**INSTRUCTIONS TO FOLLOW:**
Copy out every line containing the word "this".

::::::::::

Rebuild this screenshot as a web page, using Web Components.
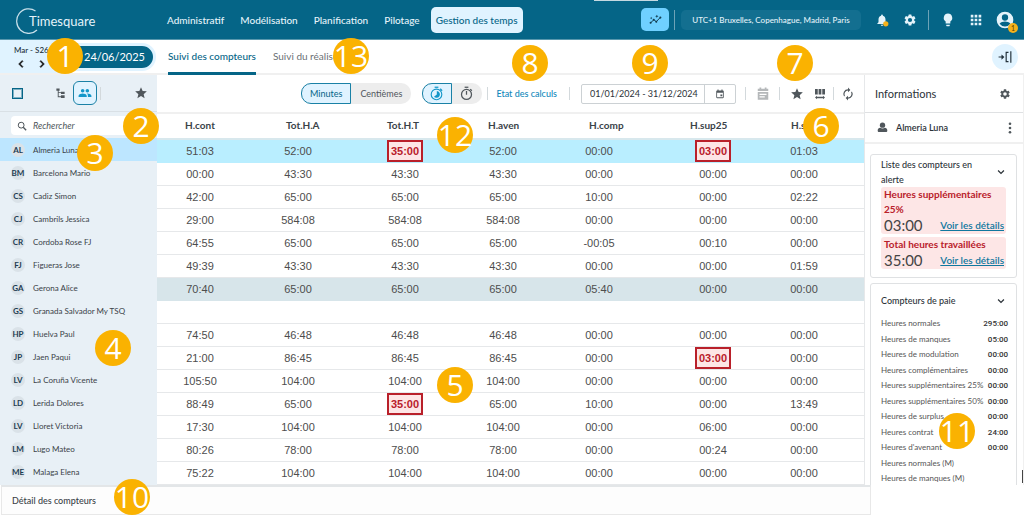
<!DOCTYPE html>
<html lang="fr">
<head>
<meta charset="utf-8">
<title>Timesquare</title>
<style>
  html, body { margin: 0; background: #fff; }
  body { font: 10px/16px Lato, "Open Sans", sans-serif; color: #3a4248; overflow-x: hidden; }
</style>
</head>
<body>
<ts-app></ts-app>
<script>
const base = `*{box-sizing:border-box} button,input{font:inherit;color:inherit;margin:0;padding:0;border:0;background:none} button{cursor:pointer} a{color:inherit;text-decoration:none}`;
function define(name, html, setup) {
  const t = document.createElement('template');
  t.innerHTML = html.replace('<style>', '<style>' + base);
  customElements.define(name, class extends HTMLElement {
    constructor() {
      super();
      this.attachShadow({ mode: 'open' }).append(t.content.cloneNode(true));
    }
    connectedCallback() { if (setup) setup(this.shadowRoot, this); }
  });
}

const icons = {
  prev: '<path d="M15.4 7.4 14 6l-6 6 6 6 1.4-1.4L10.8 12z" stroke="currentColor"/>',
  next: '<path d="M8.6 16.6 10 18l6-6-6-6-1.4 1.4 4.6 4.6z" stroke="currentColor"/>',
  down: '<path d="m5 8.500 7 7 7-7" fill="none" stroke="currentColor" stroke-width="3"/>',
  star: '<path d="M12 17.3 18.2 21l-1.6-7L22 9.2l-7.2-.6L12 2 9.2 8.6 2 9.2 7.5 14l-1.7 7z"/>',
  people: '<path d="M16 11c1.700 0 3-1.300 3-3s-1.300-3-3-3-3 1.300-3 3 1.300 3 3 3zM8 11c1.700 0 3-1.300 3-3S9.700 5 8 5 5 6.300 5 8s1.300 3 3 3zm0 2c-2.300 0-7 1.200-7 3.500V19h14v-2.500C15 14.200 10.300 13 8 13zm8 0h-1c1.200.8 2 2 2 3.500V19h6v-2.500c0-2.300-4.700-3.500-7-3.500z"/>',
  tree: '<path d="M3 1h7v5H8v3h5V8h8v5h-8v-2H8v7h5v-2h8v6h-8v-2H6V6H3z"/>',
  search: '<circle cx="10" cy="10" r="7" fill="none" stroke="currentColor" stroke-width="2.4"/><path d="m15 15 7 7" stroke="currentColor" stroke-width="3.200"/>',
  bell: '<path d="M12 22a2 2 0 0 0 2-2h-4a2 2 0 0 0 2 2zm6-6v-5c0-3.100-1.600-5.600-4.500-6.300V4a1.500 1.500 0 0 0-3 0v.7C7.600 5.400 6 7.900 6 11v5l-2 2v1h16v-1z"/><circle cx="18.500" cy="18.500" r="4.500" fill="#f5b21c"/>',
  gear: '<path d="M19.140 12.940c.04-.3.060-.610.060-.940s-.02-.640-.070-.940l2.030-1.580a.49.49 0 0 0 .12-.610l-1.920-3.320a.49.49 0 0 0-.590-.220l-2.390.960a7 7 0 0 0-1.620-.940l-.360-2.540a.48.48 0 0 0-.480-.410h-3.840a.48.48 0 0 0-.470.410l-.360 2.540a7.200 7.200 0 0 0-1.620.940l-2.390-.960a.48.48 0 0 0-.590.220L2.740 8.870a.48.48 0 0 0 .12.610l2.030 1.580a6 6 0 0 0 0 1.880l-2.030 1.580a.49.49 0 0 0-.12.610l1.920 3.320c.12.220.370.290.590.220l2.390-.960c.5.380 1.030.7 1.620.940l.360 2.540c.05.240.24.410.480.410h3.840c.24 0 .44-.170.470-.410l.360-2.540a7 7 0 0 0 1.620-.940l2.390.960c.22.080.470 0 .590-.220l1.920-3.320a.48.48 0 0 0-.12-.610zM12 15.600a3.600 3.600 0 1 1 0-7.200 3.600 3.600 0 0 1 0 7.200z"/>',
  bulb: '<path d="M9 20h6v1a1 1 0 0 1-1 1.500h-4A1 1 0 0 1 9 21zM12 1a7.500 7.500 0 0 0-4 13.700V18h8v-3.300A7.500 7.500 0 0 0 12 1z"/>',
  apps: '<path d="M3 3h4.500v4.500H3zm6.700 0h4.500v4.500H9.700zm6.800 0H21v4.500h-4.500zM3 9.700h4.500v4.500H3zm6.700 0h4.500v4.500H9.700zm6.800 0H21v4.500h-4.500zM3 16.500h4.500V21H3zm6.700 0h4.500V21H9.700zm6.800 0H21V21h-4.500z"/>',
  account: '<path d="M12 2a10 10 0 1 0 0 20 10 10 0 0 0 0-20zm0 3.200a3.800 3.800 0 1 1 0 7.600 3.800 3.800 0 0 1 0-7.600zm0 14.500a8 8 0 0 1-6.500-3.300c1-1.700 4.500-2.600 6.500-2.600s5.500.9 6.500 2.600a8 8 0 0 1-6.500 3.300z"/>',
  trend: '<path d="m3 18 6-5.500 4.500 3.500 7.500-8" fill="none" stroke="currentColor" stroke-width="1.800"/><circle cx="3" cy="18" r="1.900"/><circle cx="8.700" cy="12.500" r="1.900"/><circle cx="13.500" cy="16" r="1.900"/><circle cx="21" cy="8.500" r="1.900"/><path d="m14.500 3 .9 2.300 2.300.9-2.300.9-.9 2.300-.9-2.300-2.300-.9 2.300-.9zM4 7l.7 1.600 1.600.7-1.600.7L4 11.600 3.300 10l-1.600-.7 1.600-.7z"/>',
  timer: '<path d="M9 1h6v2H9z"/><circle cx="12" cy="13.500" r="8" fill="none" stroke="currentColor" stroke-width="2"/><path d="M11 8h2v6h-2z"/><path d="m18 5 2.500 2.500" stroke="currentColor" stroke-width="2"/>',
  timerFull: '<path d="M9 1h6v2H9z"/><circle cx="12" cy="13.500" r="8.500" fill="none" stroke="currentColor" stroke-width="1.800"/><path d="M12.500 8a5.500 5.500 0 1 1-4.500 9.300l4.500-3.800z"/><path d="m18 4.500 3 3" stroke="currentColor" stroke-width="2"/>',
  event: '<path d="M19 3.500h-1V1h-2.500v2.500h-7V1H6v2.500H5a2 2 0 0 0-2 2V20a2 2 0 0 0 2 2h14a2 2 0 0 0 2-2V5.500a2 2 0 0 0-2-2zM19 20H5V9h14zm-6-7h4.500v4.500H13z"/>',
  calendar: '<path d="M3 3h3V1h3v2h6V1h3v2h3v4H3zM3 8.500h18V22H3zm3 3v2h12v-2zm0 4.500v2h9v-2z" fill-rule="evenodd"/>',
  columns: '<path d="M2 2h5.500v11H2zm7.200 0h5.500v11H9.200zm7.300 0H22v11h-5.500zM6 15.500v2h12v-2l4 3.500-4 3.500v-2H6v2L2 19z"/>',
  refresh: '<path d="M12 6v3l4-4-4-4v3a8 8 0 0 0-6.800 12.300l1.500-1.500A6 6 0 0 1 12 6zm6.800 1.700-1.500 1.500A6 6 0 0 1 12 18v-3l-4 4 4 4v-3a8 8 0 0 0 6.800-12.300z"/>',
  user: '<circle cx="12" cy="7" r="5.800"/><path d="M7 12.500c1.500 1.200 3 1.700 5 1.700s3.500-.5 5-1.700c3 0 5.500 2 5.500 6 0 2.500-1 3.500-3 3.500h-15c-2 0-3-1-3-3.500 0-4 2.500-6 5.500-6z"/>',
  more: '<circle cx="12" cy="3.500" r="2.600"/><circle cx="12" cy="12" r="2.600"/><circle cx="12" cy="20.500" r="2.600"/>',
  collapse: '<path d="M1 11h5V7.500l5 4.500-5 4.500V13H1zM21 2h2v20h-2z"/><path d="M18 4h-4v16h4" fill="none" stroke="currentColor" stroke-width="2"/>'
};
define('ts-icon', `<style>:host{display:inline-flex;flex:none;width:var(--size,14px);height:var(--size,14px)} svg{width:100%;height:100%;display:block}</style><svg viewBox="0 0 24 24" fill="currentColor" aria-hidden="true"></svg>`,
  (r, el) => { r.querySelector('svg').innerHTML = icons[el.getAttribute('name')]; });

define('ts-rule', `<style>:host{display:block;flex:none;width:1px;height:13px;background:#d3d9dc}</style>`);

/* numbered marker laid over the screen */
define('ts-pin', `<style>:host{position:absolute;left:calc(var(--x)*1px - 18px);top:calc(var(--y)*1px - 18px);width:36px;height:36px;border-radius:50%;background:#fab201;color:#fff;font:30px/36px "Open Sans","Noto Sans",sans-serif;display:flex;justify-content:center;z-index:5}</style><slot></slot>`);

define('ts-topbar', `<style>
:host{display:flex;align-items:center;height:40px;background:#056587;color:#e4f3fa;border-bottom:1px solid #5797ad;padding:0 9px 0 15px;position:relative}
.logo{width:82px;height:28px;flex:none;margin-right:65px}
nav{display:flex;gap:6px}
nav a{padding:5px;white-space:nowrap;border-radius:5px;font-weight:500}
nav a.on{background:#e0f3ff;color:#056587}
.right{display:flex;align-items:center;margin-left:auto}
.trend{width:28px;height:23px;border-radius:5px;background:#6fd0ff;color:#123d50;display:flex;align-items:center;justify-content:center;margin-right:5px}
.right ts-rule{height:20px;background:#6da3b7}
.tz{margin:0 14px 0 6px;height:20px;width:180px;border-radius:5px;background:#136f90;font-size:8px;font-weight:500;text-align:center;white-space:nowrap}
.ib{display:flex;position:relative}
.count{position:absolute;right:-3px;bottom:-3px;width:10px;height:10px;border-radius:50%;background:#f5b21c;color:#5b4200;font-size:7px;line-height:10px;text-align:center}
.tab{position:absolute;left:58%;top:0;width:64px;height:1px;background:#c5d9e1}
</style>
<svg class="logo" viewBox="0 0 82 28" role="img" aria-label="Timesquare"><path d="M20.500 5A12 12.300 0 1 0 22 24" fill="none" stroke="#c9e0ea" stroke-width="1.200"/><text x="14" y="20" font-family="Lato" font-size="13" fill="#e4f3fa">Timesquare</text></svg>
<nav><a href="#">Administratif</a><a href="#">Modélisation</a><a href="#">Planification</a><a href="#">Pilotage</a><a href="#" class="on">Gestion des temps</a></nav>
<div class="right">
<button class="trend" aria-label="Tendances"><ts-icon name="trend" style="--size:13px"></ts-icon></button><ts-rule></ts-rule>
<button class="tz">UTC+1 Bruxelles, Copenhague, Madrid, Paris</button>
<button class="ib" aria-label="Notifications"><ts-icon name="bell"></ts-icon></button>
<button class="ib" aria-label="Paramètres" style="margin:0 11px 0 14px"><ts-icon name="gear"></ts-icon></button><ts-rule></ts-rule>
<button class="ib" aria-label="Aide" style="margin:0 14px 0 12px"><ts-icon name="bulb"></ts-icon></button>
<button class="ib" aria-label="Applications" style="margin-right:12px"><ts-icon name="apps"></ts-icon></button>
<button class="ib" aria-label="Compte"><ts-icon name="account" style="--size:20px"></ts-icon><span class="count">1</span></button>
</div><span class="tab"></span>`);

define('ts-subnav', `<style>
:host{display:flex;align-items:stretch;height:35px;border-bottom:2px solid #f0f0f0;padding-right:6px}
.date{width:157px;flex:none;display:flex;align-items:center;margin-right:11px}
.week{width:60px;height:100%;background:#e0f3ff;padding:3px 0 0 14px;font-size:8px;font-weight:500;line-height:14px;color:#22303a;white-space:nowrap}
.week div{display:flex;gap:7px;color:#111}
.week button{display:flex}
.day{height:28px;margin-left:-8px;width:104px;border:3px solid #e0f3ff;border-radius:14px;background:#056587;color:#fff;font-size:11px;text-align:right;padding-right:8px}
nav{display:flex;gap:17px}
nav a{padding-top:8px;white-space:nowrap;color:#6a7075}
nav a.on{color:#056587;border-bottom:3px solid #056587;margin-bottom:-2px;font-weight:500;border-radius:2px 2px 0 0}
.fold{margin:4px 0 0 auto;width:26px;height:26px;border-radius:50%;background:#e0f3ff;color:#22303a;display:flex;align-items:center;justify-content:center}
</style>
<div class="date"><div class="week">Mar - S26<div><button aria-label="Précédent"><ts-icon name="prev"></ts-icon></button><button aria-label="Suivant"><ts-icon name="next"></ts-icon></button></div></div><button class="day">24/06/2025</button></div>
<nav><a href="#" class="on">Suivi des compteurs</a><a href="#">Suivi du réalisé</a></nav>
<button class="fold" aria-label="Replier"><ts-icon name="collapse"></ts-icon></button>`);

const people = ['AL|Almeria Luna','BM|Barcelona Mario','CS|Cadiz Simon','CJ|Cambrils Jessica','CR|Cordoba Rose FJ','FJ|Figueras Jose','GA|Gerona Alice','GS|Granada Salvador My TSQ','HP|Huelva Paul','JP|Jaen Paqui','LV|La Coruña Vicente','LD|Lerida Dolores','LV|Lloret Victoria','LM|Lugo Mateo','ME|Malaga Elena'];
define('ts-people', `<style>
:host{display:block;background:#e8f0f6}
.bar{height:37px;display:flex;align-items:center;padding:0 9px 0 12px;border-bottom:1px solid #d9e0e5;color:#50575c}
input[type=checkbox]{appearance:none;width:11px;height:11px;border:1px solid #056587;outline:1px solid #7fb0c3;outline-offset:-2px;margin-right:32px}
.grp{width:24px;height:24px;border:1px solid #1a81a6;border-radius:6px;background:#e0f3ff;color:#1497c9;display:flex;align-items:center;justify-content:center;margin:0 3px 0 7px}
.bar .st{margin-left:auto;display:flex}
.tree{display:flex}
.find{height:19px;margin:4px 8px 3px 11px;background:#fff;border-radius:4px;display:flex;align-items:center;gap:6px;padding-left:6px;color:#50575c}
.find input{flex:1;min-width:0;font-size:9px;font-style:italic;outline:0}
.find input::placeholder{color:#50575c}
ul{list-style:none;margin:0;padding:0}
li{height:23px;display:flex;align-items:center;gap:8px;padding-left:11px;font-size:8px;line-height:16px;white-space:nowrap}
li.on{background:#bde6ff}
b{width:14px;height:14px;border-radius:50%;background:#dae2e8;color:#1d3c52;line-height:14px;display:flex;justify-content:center}
</style>
<div class="bar"><input type="checkbox" aria-label="Tout sélectionner"><button class="tree" aria-label="Arborescence"><ts-icon name="tree" style="--size:11px"></ts-icon></button><button class="grp" aria-label="Groupes"><ts-icon name="people"></ts-icon></button><ts-rule></ts-rule><button class="st" aria-label="Favoris"><ts-icon name="star"></ts-icon></button></div>
<label class="find"><ts-icon name="search" style="--size:10px"></ts-icon><input placeholder="Rechercher" aria-label="Rechercher"></label>
<ul></ul>`, r => {
  r.querySelector('ul').innerHTML = people.map((p, i) => { const [a, n] = p.split('|'); return `<li class="${i ? '' : 'on'}"><b>${a}</b><span>${n}</span></li>`; }).join('');
});

define('ts-toolbar', `<style>
:host{display:flex;align-items:center;justify-content:flex-end;height:37px;padding-right:9px;color:#50575c;font-size:9px}
.seg{display:flex;border-radius:10px;background:#ededed;height:21px}
.seg button{padding:0 9px;display:flex;align-items:center}
.seg button.on{background:#e0f3ff;border:1px solid #1a81a6;border-radius:10px 0 0 10px;color:#056587;padding:0 8px}
.seg.ic button{padding:0 8px 0 7px}.seg.ic button.on{padding:0 7px 0 6px;color:#1497c9}
.seg.ic{margin:0 5px 0 11px}
a{color:#1188bb;font-weight:500;margin:0 12px 0 8px;white-space:nowrap}
.range{display:flex;height:20px;width:155px;border:1px solid #ccd1d4;border-radius:2px;margin:0 9px 0 11px}
.range input{flex:1;min-width:0;padding-left:8px;color:#2b3238}
.range button{width:31px;border-left:1px solid #ccd1d4;display:flex;align-items:center;justify-content:center}
.i{display:flex;margin:0 0 0 10px}
</style>
<div class="seg"><button class="on">Minutes</button><button>Centièmes</button></div>
<div class="seg ic"><button class="on" aria-label="Chronomètre réel"><ts-icon name="timerFull" style="--size:15px"></ts-icon></button><button aria-label="Chronomètre"><ts-icon name="timer" style="--size:15px"></ts-icon></button></div>
<ts-rule></ts-rule><a href="#">Etat des calculs</a><ts-rule></ts-rule>
<div class="range"><input value="01/01/2024 - 31/12/2024" aria-label="Période"><button aria-label="Calendrier"><ts-icon name="event" style="--size:10px"></ts-icon></button></div>
<ts-rule></ts-rule><button class="i" style="color:#b5b8ba;margin-right:9px" aria-label="Planning"><ts-icon name="calendar"></ts-icon></button><ts-rule></ts-rule>
<button class="i" aria-label="Favoris"><ts-icon name="star"></ts-icon></button><button class="i" style="margin-right:7px" aria-label="Colonnes"><ts-icon name="columns" style="--size:12px"></ts-icon></button><ts-rule></ts-rule>
<button class="i" style="margin-left:7px" aria-label="Actualiser"><ts-icon name="refresh"></ts-icon></button>`);

const rows = `51:03 52:00 !35:00 52:00 00:00 !03:00 01:03
00:00 43:30 43:30 43:30 00:00 00:00 00:00
42:00 65:00 65:00 65:00 10:00 00:00 02:22
29:00 584:08 584:08 584:08 00:00 00:00 00:00
64:55 65:00 65:00 65:00 -00:05 00:10 00:00
49:39 43:30 43:30 43:30 00:00 00:00 01:59
70:40 65:00 65:00 65:00 05:40 00:00 00:00
 
74:50 46:48 46:48 46:48 00:00 00:00 00:00
21:00 86:45 86:45 86:45 00:00 !03:00 00:00
105:50 104:00 104:00 104:00 00:00 00:00 00:00
88:49 65:00 !35:00 65:00 10:00 00:00 13:49
17:30 104:00 104:00 104:00 00:00 06:00 00:00
80:26 78:00 78:00 78:00 00:00 00:24 00:00
75:22 104:00 104:00 104:00 00:00 00:00 00:00`.split('\n').map(l => l.trim() ? l.trim().split(' ') : Array(7).fill(''));
define('ts-grid', `<style>
:host{display:block}
table{width:100%;border-collapse:separate;border-spacing:0;table-layout:fixed}
th{height:28px;padding:0 0 2px 28px;text-align:left;font-size:10px;font-weight:700;line-height:16px;border-top:2px solid #f0f0f0;border-bottom:2px solid #d8e8ed}
td{height:23px;padding:0 0 0 13px;border-bottom:1px solid #e6e8ea;font:11px/16px "Liberation Sans",Arial,sans-serif;color:#4d4d4d}
td:nth-child(2){padding-left:10px}td:nth-child(3){padding-left:16px}td:nth-child(5){padding-left:8px}td:nth-child(6){padding-left:21px}td:nth-child(7){padding-left:11px}
span{display:flex;width:60px;height:22px;align-items:center;justify-content:center}
i{font-style:normal;font-weight:700;color:#b9202a;border:2px solid #b9202a;background:#fde6e6;width:36px;line-height:18px;text-align:center}
tr.sel td{background:#b9eeff;border-color:#b9eeff}
tr.mark td{background:#d7e5ea;border-color:#d7e5ea}
tr.none td{border-color:#e6e8ea}
</style><table><thead><tr><th>H.cont<th>Tot.H.A<th>Tot.H.T<th>H.aven<th>H.comp<th>H.sup25<th>H.sup50</tr></thead><tbody></tbody></table>`, r => {
  r.querySelector('tbody').innerHTML = rows.map((c, i) => `<tr class="${i === 0 ? 'sel' : i === 6 ? 'mark' : ''}">${c.map(v => `<td><span>${v[0] === '!' ? `<i>${v.slice(1)}</i>` : v}</span></td>`).join('')}</tr>`).join('');
});

define('ts-card', `<style>
:host{display:block;border:1px solid #dfe1e3;border-radius:3px;margin:0 6px 5px 5px;padding:2px 10px 5px}
header{display:flex;align-items:center;justify-content:space-between;font-size:9px;font-weight:500;line-height:15px}
button{display:flex}
</style><header><slot name="title"></slot><button aria-label="Déplier"><ts-icon name="down" style="--size:10px"></ts-icon></button></header><slot></slot>`);

const pay = 'Heures normales|295:00,Heures de manques|05:00,Heures de modulation|00:00,Heures complémentaires|00:00,Heures supplémentaires 25%|00:00,Heures supplémentaires 50%|00:00,Heures de surplus|00:00,Heures contrat|24:00,Heures d\'avenant|00:00,Heures normales (M)|,Heures de manques (M)|'.split(',');
define('ts-info', `<style>
:host{display:block;position:relative;height:0;min-height:100%;overflow:hidden;border-left:1px solid #e6e8ea;border-right:1px solid #f0f0f0;color:#2b3238}
:host::after{content:"";position:absolute;right:0;bottom:2px;width:1px;height:13px;background:#444}
.h{height:38px;display:flex;align-items:center;justify-content:space-between;padding:0 12px 0 10px;border-bottom:1px solid #dfe1e3}
.u{height:31px;display:flex;align-items:center;padding:0 7px 0 12px;border-bottom:2px solid #f0f0f0;margin-bottom:10px;font-size:9px;font-weight:600}
.u button{margin-left:auto;display:flex}
.u span{margin-left:8px}
h2{font:inherit;margin:0} .h button{display:flex} .h h2{font-size:11px}
ts-icon{color:#50575c}
.al{background:#fde6e6;border-radius:3px;margin-bottom:3px;padding:0 2px 0 3px;color:#b9202a;font-weight:700;line-height:15px}
.al div{display:flex;justify-content:space-between;align-items:center;line-height:17px;color:#444;font-weight:400;font-size:15px}
.al a{color:#10789f;text-decoration:underline;font-size:10px;font-weight:600}
.p h2{line-height:30px}
table{width:100%;border-spacing:0;font-size:8px;line-height:15px;color:#555}
td{padding:0;height:15px;white-space:nowrap}
tr:nth-child(even) td{height:16px}
td+td{text-align:right;font:500 8px/15px Roboto,sans-serif;color:#333}
</style>
<div class="h"><h2>Informations</h2><button aria-label="Réglages"><ts-icon name="gear" style="--size:12px"></ts-icon></button></div>
<div class="u"><ts-icon name="user" style="--size:11px"></ts-icon><span>Almeria Luna</span><button aria-label="Plus"><ts-icon name="more" style="--size:12px"></ts-icon></button></div>
<ts-card><h2 slot="title">Liste des compteurs en<br>alerte</h2>
<div class="al">Heures supplémentaires 25%<div>03:00 <a href="#">Voir les détails</a></div></div>
<div class="al">Total heures travaillées<div>35:00 <a href="#">Voir les détails</a></div></div></ts-card>
<ts-card class="p"><h2 slot="title">Compteurs de paie</h2><table></table></ts-card>`, r => {
  r.querySelector('table').innerHTML = '<tbody>' + pay.map(p => { const [a, b] = p.split('|'); return `<tr><td>${a}</td><td>${b}</td></tr>`; }).join('') + '</tbody>';
});

define('ts-app', `<style>
:host{display:block;position:relative}
main{display:grid;grid-template-columns:157px minmax(0,1fr) 160px}
footer{display:flex;align-items:center;height:30px;margin:0 153px 0 1px;padding-left:10px;border:1px solid #e8e8e8;border-top:2px solid #e3e6e8;font-size:9px;font-weight:500;background:#fdfdfd}
</style>
<ts-topbar></ts-topbar><ts-subnav></ts-subnav>
<main><ts-people></ts-people><section><ts-toolbar></ts-toolbar><ts-grid></ts-grid></section><ts-info></ts-info></main>
<footer>Détail des compteurs</footer><div id="pins"></div>`, r => {
  const at = [[65,56],[141,126],[95,153],[113,348],[455,385],[821,126],[795,63],[530,63],[650,63],[132,497],[957,431],[455,135],[351,56]];
  r.querySelector('#pins').innerHTML = at.map(([x, y], i) => `<ts-pin style="--x:${x};--y:${y}">${i + 1}</ts-pin>`).join('');
});
</script>
</body>
</html>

::::::::::

**FULL SOLUTION:**
Rebuild this screenshot as a web page, using Web Components.
      this.attachShadow({ mode: 'open' }).append(t.content.cloneNode(true));
    connectedCallback() { if (setup) setup(this.shadowRoot, this); }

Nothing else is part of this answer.